Between the third and fourth installments of the Ideen Herder realized his long-deferred hope of seeing Italy. Johann Friedrich Hugo von Dalberg, Catholic privy councilor to the Archbishop-Elector of Trier, invited Herder to accompany him on a grand tour, all expenses paid. The Duke of SaxeWeimar—and Caroline—gave him leave of absence, and Herder left Weimar August 7, 1788. When he joined Dalberg in Augsburg he found that Dalberg’s mistress was an important member of the party. Her presence and her demands shared with ill-health in souring the trip for Herder. In October Anna Amalie arrived in Rome; Herder left Dalberg and joined her entourage. He liked Angelica Kauffmann too much for Caroline’s liking, and Caroline’s letters spoke too often and fondly of Goethe.
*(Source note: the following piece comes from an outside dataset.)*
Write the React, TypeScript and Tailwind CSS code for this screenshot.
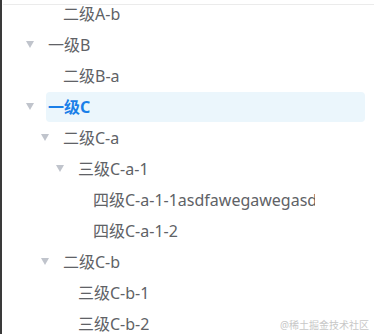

Herder, having heard of Goethe’s life in Rome, resumed his bite: “My journey here,” he wrote, “has unfortunately made Goethe’s selfish existence, which is inwardly altogether unconcerned about others, clearer to me than I could desire. He can’t help it, so let him be.”26
He returned to Weimar July 9, 1789. Five days later the Bastille fell, and Herder changed his writing plans. He completed Part IV of the Ideen, then put the book aside, and, instead, wrote Briefe zur Beförderung der Humani-tät (Letters for the Advancement of Humanity, 1793-97). He began with cautiously approving the French Revolution; he welcomed the collapse of French feudalism, and shed no tears over the secularization of the Catholic Church in France.27 When the Duke and Goethe went off to face the French at Valmy, and came back sore with defeat, Herder suppressed those early Briefe, and devoted the remainder to praise of geniuses safely dead.